I miss Ecuador. I miss the villages of the Shuar. I miss the mountains, and the waterfalls, and the wind blowing softly across the water. I miss the smell of campfires, and holding the dirty, rough hands of Shuar children. I miss hearing the people say my name. I miss the faces that look so different from mine, but still feel like they came from the same blood. I miss the jungle, the river, and the abundance of rice and yucca I seem to never tire of while I'm sitting at their thankful tables. I miss the Shuar the same way I miss actual family I don't get to see enough.
The first year I went, I asked God to give me His eyes to see the people with compassion, just as Jesus did in Matthew 9:36. I was convinced then, and still am today, that the gospel will move like fire through the nations if we will just be willing to involve ourselves relationally with the world. It was my verse to seal my going then, and it continues to be the prayer of my heart each time I board a plane to the land I still call home.
Relationships take time. They involve a sacrifice of your resources, your days, and your heart. I love that God knows this. I love that He made that same sacrifice for me. I love that He didn't pay the debt for my sin with a check in the mail, but He came and paid it through the death of His Son. He paid it through a relationship that would make me a part of His family forever. And He did it, not because He only loved you and me, but because He so loved the world. He did it because His vision is always so much bigger than ours.

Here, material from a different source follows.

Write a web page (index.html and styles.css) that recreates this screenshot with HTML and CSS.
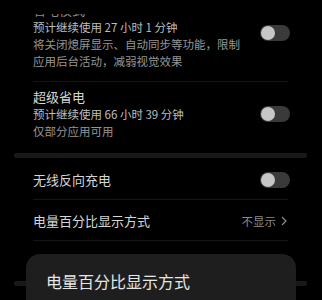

So what do you do in the waiting? What do you do when you long to see your family, but the resources aren't enough to send you back up that river? You pray for them. You pray every single day. You ask the Spirit of God to speak the name of Jesus in the wind that blows; speaking so clearly that the people long to know the Voice that calls to them. You pray, and you love, and use any means you can to let them know that you haven't forgotten them; that your trips are not a vacation to some faraway place, or a check on your bucket list, or even a "feel good" moment of short term mission work. You go because they are your focus in prayer, and the beat of your heart. And even if no one on this end really understands why you go, you continue to see them, and love them, and miss them. Because with family,blood is thicker than water, even if it comes in different ways.